Many dealers are pushing certified or pre-owned vehicles on buyers, sometimes even more than they push new cars. Is this a good option?
Certified pre-owned cars are good cars. A car that is “certified” has been run through the dealer’s service department and was “reconditioned,” meaning they spent money putting on new brakes, adding tires, etc. They “certify” it, guaranteeing that it is a good product, plus you are getting an extended warranty on the car.
Dealerships really try to push pre-owned inventory because there is a ton of profit there. They can buy the cars so cheap, put about $500 worth of work into it and sell it for so much.

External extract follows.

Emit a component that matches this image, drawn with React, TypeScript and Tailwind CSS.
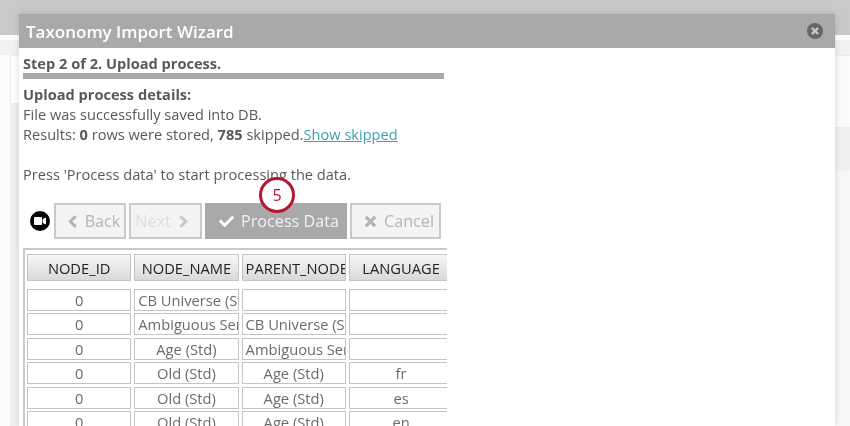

The national average profit for a dealer is approximately $8,000 per vehicle sold, because there is so much wiggle room on the price from buying it wholesale to selling it to the customer.
In this case, you’ll have to negotiate harder since there is more wiggle room on the price. Educate yourself by going to Kelley Blue Book or NADA, look at the wholesale value, and then you can figure out what the dealer paid for it and negotiate from there.
What is the belief you personally go to during times of change?
I look at change as positive. Change is a life experience. And, if it doesn’t work out, I view it as a learning experience, a positive rather than a negative experience. That learning experience can make you a better person. I’ve never had a problem with change. Variety is the spice of life, right?
The best thing about change is…
…being able to have new experiences.
What is the best change you have ever made?
The best changes I’ve made are getting out of relationships I was not happy with. I’ve seen friends of mine settling into a rut, not having enough confidence to be the “bad person” to break it off. You have one shot at life. If you’re not happy, you’re not going to make another person happy.